Brief: Using the listing below, copy every line that mentions "components".
++++ Data rows ++++
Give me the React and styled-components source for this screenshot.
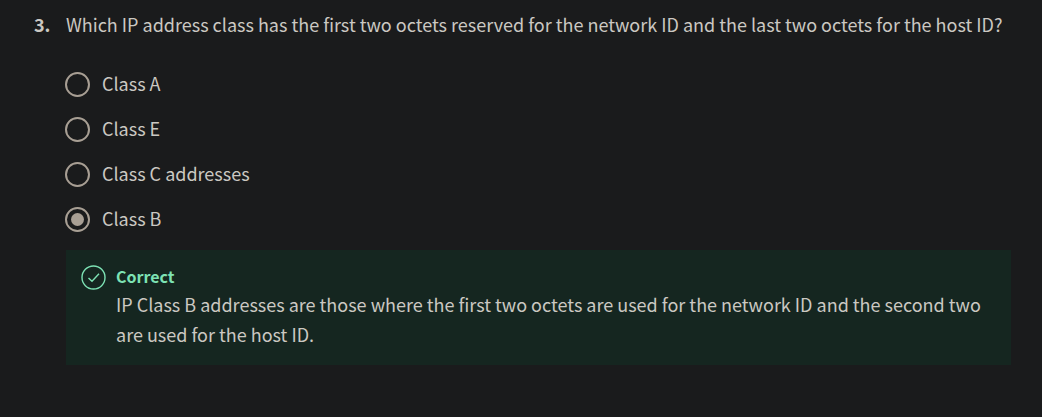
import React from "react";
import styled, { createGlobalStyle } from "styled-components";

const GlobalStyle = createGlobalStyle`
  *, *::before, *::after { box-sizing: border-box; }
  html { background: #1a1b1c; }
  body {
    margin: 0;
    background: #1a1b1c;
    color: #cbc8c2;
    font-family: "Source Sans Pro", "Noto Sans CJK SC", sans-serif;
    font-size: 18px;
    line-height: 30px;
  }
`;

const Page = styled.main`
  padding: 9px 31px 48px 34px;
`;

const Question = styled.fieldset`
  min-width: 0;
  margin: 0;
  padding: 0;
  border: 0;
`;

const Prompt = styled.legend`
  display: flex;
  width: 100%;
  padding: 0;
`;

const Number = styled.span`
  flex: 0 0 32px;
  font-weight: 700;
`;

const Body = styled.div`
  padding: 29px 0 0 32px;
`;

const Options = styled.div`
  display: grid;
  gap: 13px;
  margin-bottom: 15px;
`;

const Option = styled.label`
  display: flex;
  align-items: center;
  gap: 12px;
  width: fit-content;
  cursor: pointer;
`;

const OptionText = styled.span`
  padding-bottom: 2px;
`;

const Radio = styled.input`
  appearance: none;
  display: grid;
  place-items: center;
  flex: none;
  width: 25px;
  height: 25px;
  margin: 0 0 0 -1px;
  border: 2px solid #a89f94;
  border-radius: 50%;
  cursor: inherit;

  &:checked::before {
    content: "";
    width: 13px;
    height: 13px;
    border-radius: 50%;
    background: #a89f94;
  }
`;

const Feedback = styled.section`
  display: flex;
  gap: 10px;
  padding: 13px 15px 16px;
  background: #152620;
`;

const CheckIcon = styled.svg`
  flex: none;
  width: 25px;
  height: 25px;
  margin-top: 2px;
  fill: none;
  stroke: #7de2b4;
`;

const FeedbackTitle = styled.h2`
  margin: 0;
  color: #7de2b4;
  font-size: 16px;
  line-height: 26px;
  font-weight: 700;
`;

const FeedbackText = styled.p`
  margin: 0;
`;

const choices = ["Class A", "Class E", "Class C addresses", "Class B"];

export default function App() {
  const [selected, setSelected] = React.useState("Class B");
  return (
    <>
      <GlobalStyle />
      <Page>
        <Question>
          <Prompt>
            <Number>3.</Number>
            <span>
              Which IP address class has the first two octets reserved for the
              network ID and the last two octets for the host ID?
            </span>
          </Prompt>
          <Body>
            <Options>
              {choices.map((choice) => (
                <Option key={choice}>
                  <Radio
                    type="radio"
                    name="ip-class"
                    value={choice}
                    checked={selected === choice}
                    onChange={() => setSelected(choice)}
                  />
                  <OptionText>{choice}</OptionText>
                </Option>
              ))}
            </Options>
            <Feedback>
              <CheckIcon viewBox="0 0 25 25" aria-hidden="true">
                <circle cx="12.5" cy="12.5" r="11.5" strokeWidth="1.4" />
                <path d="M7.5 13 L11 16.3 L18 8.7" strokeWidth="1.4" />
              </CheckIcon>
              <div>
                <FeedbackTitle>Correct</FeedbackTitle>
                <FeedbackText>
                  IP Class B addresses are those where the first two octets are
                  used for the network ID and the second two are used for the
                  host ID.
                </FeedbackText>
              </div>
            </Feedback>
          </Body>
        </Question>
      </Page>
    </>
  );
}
++++
++++ Data rows ++++
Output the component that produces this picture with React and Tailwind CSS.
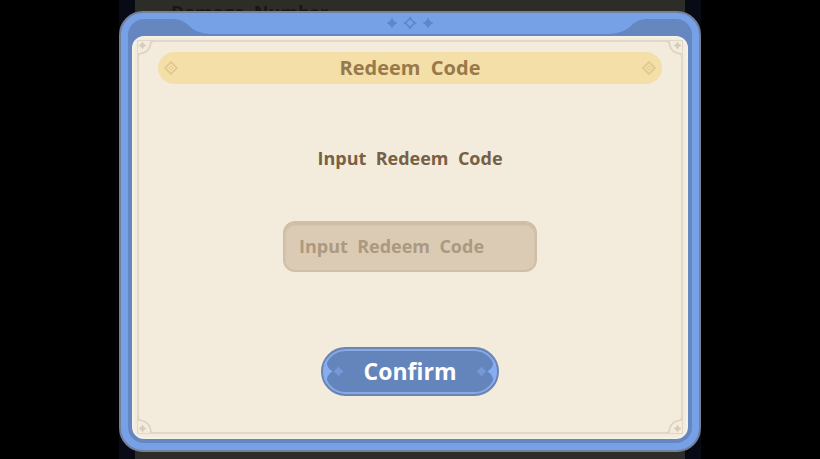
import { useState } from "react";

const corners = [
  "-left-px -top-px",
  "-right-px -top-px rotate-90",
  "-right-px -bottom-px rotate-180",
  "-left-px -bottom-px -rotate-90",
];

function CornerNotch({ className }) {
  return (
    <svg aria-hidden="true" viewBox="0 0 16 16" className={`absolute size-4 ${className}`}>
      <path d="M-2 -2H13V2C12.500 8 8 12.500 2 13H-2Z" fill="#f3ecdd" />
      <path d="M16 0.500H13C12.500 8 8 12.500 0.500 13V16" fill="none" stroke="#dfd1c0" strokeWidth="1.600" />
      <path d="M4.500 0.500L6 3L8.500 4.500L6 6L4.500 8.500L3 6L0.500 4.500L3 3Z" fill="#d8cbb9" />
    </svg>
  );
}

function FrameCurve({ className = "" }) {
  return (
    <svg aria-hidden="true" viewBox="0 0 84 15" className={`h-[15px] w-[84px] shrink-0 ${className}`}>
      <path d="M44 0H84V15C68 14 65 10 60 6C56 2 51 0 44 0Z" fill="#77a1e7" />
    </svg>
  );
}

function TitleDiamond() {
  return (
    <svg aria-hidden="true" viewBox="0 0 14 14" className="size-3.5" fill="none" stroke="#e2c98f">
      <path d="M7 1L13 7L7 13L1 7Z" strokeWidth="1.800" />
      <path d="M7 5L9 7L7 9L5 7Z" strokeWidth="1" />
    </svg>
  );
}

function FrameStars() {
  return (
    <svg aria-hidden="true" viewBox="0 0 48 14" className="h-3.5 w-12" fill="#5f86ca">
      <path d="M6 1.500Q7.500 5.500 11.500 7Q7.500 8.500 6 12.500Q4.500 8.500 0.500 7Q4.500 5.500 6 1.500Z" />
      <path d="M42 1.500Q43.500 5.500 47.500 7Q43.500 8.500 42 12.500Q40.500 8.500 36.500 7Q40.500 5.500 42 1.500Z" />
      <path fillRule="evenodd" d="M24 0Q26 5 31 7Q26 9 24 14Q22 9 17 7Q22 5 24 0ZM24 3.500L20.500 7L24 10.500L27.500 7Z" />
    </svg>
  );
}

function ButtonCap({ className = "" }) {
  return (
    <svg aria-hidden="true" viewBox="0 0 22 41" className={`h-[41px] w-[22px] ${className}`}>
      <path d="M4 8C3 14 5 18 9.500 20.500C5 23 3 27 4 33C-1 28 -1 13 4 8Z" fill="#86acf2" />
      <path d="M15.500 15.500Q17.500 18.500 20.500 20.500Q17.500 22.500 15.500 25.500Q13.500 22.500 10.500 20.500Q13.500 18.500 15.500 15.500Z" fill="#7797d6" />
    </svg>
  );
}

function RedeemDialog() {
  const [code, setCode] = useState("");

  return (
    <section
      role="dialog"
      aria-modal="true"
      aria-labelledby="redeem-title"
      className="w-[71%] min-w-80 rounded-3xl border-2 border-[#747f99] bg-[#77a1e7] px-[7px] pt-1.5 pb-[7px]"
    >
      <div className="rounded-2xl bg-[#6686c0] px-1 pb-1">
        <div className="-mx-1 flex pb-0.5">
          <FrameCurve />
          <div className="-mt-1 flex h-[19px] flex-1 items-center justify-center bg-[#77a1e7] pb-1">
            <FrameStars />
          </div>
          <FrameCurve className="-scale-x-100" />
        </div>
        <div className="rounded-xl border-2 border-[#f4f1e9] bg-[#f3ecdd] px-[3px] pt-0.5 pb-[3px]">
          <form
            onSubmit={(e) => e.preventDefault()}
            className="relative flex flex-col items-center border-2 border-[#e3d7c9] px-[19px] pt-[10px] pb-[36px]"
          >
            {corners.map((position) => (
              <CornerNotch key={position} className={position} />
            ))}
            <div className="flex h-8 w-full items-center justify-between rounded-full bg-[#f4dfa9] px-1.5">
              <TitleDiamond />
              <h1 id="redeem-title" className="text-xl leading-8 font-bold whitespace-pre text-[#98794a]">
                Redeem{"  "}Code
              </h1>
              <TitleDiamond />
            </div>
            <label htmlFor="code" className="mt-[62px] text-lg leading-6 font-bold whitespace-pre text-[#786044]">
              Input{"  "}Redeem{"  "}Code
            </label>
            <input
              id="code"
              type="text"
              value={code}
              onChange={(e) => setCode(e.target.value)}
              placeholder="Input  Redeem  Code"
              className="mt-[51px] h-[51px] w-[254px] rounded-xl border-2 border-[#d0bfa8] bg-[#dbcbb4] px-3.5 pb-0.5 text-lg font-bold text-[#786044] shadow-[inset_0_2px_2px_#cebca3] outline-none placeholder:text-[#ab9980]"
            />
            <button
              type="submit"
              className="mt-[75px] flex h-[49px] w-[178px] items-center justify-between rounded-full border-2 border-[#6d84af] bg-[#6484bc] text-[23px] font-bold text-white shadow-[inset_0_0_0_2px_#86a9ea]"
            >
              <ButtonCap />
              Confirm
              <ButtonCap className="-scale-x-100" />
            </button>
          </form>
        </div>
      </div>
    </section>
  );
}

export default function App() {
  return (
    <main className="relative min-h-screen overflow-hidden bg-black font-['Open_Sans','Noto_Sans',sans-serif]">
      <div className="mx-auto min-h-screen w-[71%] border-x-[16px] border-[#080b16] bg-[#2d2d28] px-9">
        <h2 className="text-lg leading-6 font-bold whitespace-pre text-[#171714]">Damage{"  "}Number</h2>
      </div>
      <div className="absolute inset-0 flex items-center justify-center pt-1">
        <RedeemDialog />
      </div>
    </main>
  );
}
++++
++++ Data rows ++++
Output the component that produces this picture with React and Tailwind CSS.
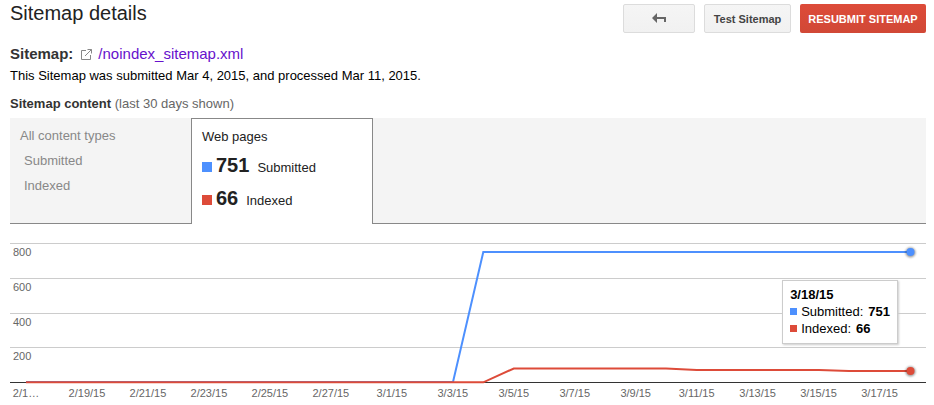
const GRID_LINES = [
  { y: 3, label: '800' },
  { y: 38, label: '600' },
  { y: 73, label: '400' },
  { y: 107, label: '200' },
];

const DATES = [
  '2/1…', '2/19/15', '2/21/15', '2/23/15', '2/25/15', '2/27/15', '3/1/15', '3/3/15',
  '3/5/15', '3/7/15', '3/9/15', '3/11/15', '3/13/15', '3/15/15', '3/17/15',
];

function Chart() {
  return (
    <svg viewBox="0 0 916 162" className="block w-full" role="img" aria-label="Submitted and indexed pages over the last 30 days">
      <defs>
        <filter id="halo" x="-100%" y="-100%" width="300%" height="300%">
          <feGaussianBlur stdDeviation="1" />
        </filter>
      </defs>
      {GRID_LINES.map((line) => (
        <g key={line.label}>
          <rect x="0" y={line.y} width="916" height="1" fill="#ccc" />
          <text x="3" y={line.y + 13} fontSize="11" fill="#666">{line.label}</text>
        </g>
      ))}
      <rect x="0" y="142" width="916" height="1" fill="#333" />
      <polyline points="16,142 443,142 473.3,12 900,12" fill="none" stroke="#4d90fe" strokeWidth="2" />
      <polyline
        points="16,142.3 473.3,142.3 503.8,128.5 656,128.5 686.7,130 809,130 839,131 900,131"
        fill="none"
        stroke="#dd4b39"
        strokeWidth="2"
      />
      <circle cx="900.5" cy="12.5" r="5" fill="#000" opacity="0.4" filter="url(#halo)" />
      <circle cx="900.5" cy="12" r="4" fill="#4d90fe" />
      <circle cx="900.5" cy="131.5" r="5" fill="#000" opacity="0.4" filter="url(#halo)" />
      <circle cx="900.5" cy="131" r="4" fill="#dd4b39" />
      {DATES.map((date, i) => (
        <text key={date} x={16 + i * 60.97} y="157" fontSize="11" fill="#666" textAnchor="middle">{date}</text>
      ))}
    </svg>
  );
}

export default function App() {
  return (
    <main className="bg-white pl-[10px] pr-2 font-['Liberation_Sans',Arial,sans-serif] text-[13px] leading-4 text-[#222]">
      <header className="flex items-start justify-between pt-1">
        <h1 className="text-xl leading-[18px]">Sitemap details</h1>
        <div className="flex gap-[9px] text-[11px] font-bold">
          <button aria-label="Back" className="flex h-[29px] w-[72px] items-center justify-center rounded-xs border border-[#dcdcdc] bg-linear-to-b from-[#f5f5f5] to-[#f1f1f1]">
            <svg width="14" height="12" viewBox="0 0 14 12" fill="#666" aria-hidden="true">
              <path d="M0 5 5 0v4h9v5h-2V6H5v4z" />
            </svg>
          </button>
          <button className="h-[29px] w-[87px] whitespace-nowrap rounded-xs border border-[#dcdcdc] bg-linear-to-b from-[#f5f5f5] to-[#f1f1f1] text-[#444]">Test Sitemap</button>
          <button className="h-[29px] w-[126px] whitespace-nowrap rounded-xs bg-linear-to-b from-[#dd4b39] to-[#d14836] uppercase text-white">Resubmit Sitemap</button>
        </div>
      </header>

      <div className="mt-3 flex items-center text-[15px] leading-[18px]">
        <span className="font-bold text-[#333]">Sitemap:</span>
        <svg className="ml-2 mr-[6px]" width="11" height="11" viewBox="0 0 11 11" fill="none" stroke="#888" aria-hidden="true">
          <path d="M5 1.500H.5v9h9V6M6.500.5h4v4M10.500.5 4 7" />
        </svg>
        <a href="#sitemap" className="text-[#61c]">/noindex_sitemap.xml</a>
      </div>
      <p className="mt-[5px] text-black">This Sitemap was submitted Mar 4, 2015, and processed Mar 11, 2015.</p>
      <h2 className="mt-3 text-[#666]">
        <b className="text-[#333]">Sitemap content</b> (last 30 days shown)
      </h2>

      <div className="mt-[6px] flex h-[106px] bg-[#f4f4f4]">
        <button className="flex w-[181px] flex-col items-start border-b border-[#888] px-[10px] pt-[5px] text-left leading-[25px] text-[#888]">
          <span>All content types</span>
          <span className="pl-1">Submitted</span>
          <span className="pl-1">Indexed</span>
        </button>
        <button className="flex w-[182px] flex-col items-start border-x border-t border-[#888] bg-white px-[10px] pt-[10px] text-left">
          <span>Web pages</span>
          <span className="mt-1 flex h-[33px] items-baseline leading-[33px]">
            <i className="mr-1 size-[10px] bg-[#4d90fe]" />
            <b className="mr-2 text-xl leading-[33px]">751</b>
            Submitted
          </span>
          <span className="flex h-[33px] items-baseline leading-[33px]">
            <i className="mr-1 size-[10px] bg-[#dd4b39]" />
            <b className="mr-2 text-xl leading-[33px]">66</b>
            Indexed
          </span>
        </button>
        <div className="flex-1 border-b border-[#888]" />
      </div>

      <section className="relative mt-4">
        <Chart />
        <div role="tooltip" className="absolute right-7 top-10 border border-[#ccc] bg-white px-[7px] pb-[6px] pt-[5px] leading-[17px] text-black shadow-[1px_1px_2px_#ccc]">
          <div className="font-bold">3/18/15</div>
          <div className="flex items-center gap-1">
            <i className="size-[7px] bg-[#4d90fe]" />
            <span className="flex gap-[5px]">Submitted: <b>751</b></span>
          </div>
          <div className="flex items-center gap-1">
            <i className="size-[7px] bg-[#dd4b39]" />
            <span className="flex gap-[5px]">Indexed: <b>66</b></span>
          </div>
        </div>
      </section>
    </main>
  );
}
++++
Answer to the task:
Give me the React and styled-components source for this screenshot.
import styled, { createGlobalStyle } from "styled-components";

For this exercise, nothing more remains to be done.